_Provided material_
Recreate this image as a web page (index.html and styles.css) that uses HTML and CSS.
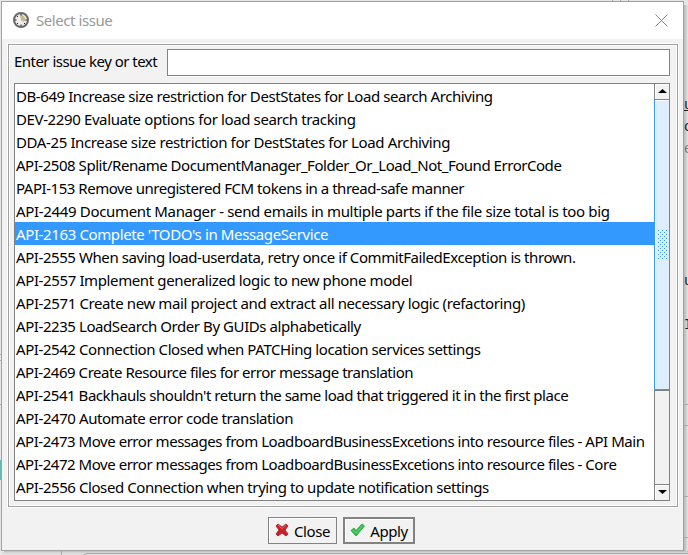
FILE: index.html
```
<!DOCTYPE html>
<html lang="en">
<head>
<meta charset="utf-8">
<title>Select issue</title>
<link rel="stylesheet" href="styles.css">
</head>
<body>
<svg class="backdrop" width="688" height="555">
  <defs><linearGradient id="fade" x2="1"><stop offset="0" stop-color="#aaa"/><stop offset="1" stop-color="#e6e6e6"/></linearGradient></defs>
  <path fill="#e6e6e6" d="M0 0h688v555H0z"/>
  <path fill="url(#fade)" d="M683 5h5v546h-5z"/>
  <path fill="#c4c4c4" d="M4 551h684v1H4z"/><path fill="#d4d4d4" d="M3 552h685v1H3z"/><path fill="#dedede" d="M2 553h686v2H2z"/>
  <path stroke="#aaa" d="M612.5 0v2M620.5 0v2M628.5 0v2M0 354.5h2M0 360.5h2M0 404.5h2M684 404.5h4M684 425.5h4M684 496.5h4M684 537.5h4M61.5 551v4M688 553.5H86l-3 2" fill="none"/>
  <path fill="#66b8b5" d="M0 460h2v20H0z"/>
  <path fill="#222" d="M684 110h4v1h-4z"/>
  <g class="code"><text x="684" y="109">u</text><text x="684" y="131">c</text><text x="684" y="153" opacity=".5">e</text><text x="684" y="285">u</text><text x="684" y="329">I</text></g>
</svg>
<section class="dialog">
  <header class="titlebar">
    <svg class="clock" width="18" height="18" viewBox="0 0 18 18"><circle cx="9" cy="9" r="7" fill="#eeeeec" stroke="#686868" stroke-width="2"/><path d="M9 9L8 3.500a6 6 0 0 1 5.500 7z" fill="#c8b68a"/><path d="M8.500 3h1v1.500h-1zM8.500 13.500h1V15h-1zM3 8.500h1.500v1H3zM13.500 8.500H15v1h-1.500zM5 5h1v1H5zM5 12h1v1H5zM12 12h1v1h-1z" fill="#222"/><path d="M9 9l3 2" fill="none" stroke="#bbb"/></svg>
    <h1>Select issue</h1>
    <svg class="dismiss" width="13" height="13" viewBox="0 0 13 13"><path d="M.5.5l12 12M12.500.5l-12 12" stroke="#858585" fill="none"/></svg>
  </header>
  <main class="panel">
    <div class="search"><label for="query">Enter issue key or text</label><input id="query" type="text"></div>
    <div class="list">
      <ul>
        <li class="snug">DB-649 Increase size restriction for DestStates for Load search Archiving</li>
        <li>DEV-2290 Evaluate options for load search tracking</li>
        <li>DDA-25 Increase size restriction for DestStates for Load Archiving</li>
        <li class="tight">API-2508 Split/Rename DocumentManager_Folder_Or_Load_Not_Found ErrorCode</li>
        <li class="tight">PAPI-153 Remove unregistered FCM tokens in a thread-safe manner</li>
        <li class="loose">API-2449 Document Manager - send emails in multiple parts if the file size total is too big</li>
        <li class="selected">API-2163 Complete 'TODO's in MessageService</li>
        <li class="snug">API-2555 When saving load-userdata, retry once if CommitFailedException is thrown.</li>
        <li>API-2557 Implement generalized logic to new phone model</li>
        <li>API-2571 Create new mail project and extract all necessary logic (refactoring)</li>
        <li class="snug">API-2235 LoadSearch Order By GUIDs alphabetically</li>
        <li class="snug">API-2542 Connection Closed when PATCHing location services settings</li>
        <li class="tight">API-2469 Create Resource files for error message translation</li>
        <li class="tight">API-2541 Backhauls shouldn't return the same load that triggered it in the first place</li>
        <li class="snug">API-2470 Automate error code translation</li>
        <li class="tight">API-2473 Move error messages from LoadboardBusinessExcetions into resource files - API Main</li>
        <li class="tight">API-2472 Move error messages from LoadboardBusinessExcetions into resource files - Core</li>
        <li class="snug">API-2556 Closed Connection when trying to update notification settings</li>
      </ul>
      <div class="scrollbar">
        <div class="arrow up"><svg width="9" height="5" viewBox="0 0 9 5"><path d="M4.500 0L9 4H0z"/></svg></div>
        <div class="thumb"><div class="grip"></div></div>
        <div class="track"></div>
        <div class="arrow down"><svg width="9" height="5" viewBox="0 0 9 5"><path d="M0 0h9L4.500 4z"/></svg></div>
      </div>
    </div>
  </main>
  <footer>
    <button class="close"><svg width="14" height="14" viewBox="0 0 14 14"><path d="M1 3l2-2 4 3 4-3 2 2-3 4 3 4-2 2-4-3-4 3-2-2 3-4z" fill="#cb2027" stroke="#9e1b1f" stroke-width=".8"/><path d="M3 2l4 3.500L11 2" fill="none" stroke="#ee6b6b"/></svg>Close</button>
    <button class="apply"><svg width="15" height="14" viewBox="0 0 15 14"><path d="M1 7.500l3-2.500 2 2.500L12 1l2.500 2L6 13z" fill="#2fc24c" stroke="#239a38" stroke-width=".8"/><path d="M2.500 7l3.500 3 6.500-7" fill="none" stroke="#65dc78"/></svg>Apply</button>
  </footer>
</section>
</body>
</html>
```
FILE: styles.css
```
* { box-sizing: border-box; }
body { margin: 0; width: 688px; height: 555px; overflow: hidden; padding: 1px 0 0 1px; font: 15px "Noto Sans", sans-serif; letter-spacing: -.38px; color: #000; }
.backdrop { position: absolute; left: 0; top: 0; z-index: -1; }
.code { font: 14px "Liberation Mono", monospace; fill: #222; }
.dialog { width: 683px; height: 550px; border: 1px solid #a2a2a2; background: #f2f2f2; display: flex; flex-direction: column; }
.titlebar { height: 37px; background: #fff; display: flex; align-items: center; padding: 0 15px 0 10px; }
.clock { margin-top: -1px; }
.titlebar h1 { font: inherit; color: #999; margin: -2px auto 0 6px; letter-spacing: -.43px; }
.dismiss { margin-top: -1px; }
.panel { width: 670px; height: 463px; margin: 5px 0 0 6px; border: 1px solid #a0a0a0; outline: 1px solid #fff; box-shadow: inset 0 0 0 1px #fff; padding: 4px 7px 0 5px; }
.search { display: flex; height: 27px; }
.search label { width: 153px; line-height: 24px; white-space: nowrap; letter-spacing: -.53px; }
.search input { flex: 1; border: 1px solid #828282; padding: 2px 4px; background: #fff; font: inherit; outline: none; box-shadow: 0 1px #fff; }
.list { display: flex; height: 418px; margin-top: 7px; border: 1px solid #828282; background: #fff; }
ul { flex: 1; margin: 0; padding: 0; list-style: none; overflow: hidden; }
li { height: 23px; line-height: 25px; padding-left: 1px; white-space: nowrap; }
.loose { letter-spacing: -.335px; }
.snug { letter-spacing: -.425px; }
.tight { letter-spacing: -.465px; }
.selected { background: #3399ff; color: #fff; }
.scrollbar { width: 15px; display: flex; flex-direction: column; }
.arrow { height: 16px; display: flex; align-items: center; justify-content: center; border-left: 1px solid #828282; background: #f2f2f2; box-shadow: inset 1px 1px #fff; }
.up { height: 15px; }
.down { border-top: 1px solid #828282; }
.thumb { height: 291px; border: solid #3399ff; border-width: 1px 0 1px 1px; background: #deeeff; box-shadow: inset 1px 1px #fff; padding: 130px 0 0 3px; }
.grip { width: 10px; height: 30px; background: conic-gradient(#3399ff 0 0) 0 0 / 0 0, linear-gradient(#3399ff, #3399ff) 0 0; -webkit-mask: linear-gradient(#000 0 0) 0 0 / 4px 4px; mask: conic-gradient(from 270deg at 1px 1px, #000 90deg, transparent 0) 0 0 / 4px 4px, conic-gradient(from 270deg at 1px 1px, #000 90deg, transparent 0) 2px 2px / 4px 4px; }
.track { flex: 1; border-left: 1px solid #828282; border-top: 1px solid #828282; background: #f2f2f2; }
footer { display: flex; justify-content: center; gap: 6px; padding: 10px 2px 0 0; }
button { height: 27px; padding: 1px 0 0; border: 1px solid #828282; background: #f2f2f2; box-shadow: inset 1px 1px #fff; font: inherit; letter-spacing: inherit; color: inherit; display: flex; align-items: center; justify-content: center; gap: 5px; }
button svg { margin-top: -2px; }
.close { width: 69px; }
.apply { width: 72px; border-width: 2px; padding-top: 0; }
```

_The exercise_
Copy each line above where the string "html" occurs.

_Expected answer_
Recreate this image as a web page (index.html and styles.css) that uses HTML and CSS.
FILE: index.html
<!DOCTYPE html>
<html lang="en">
</html>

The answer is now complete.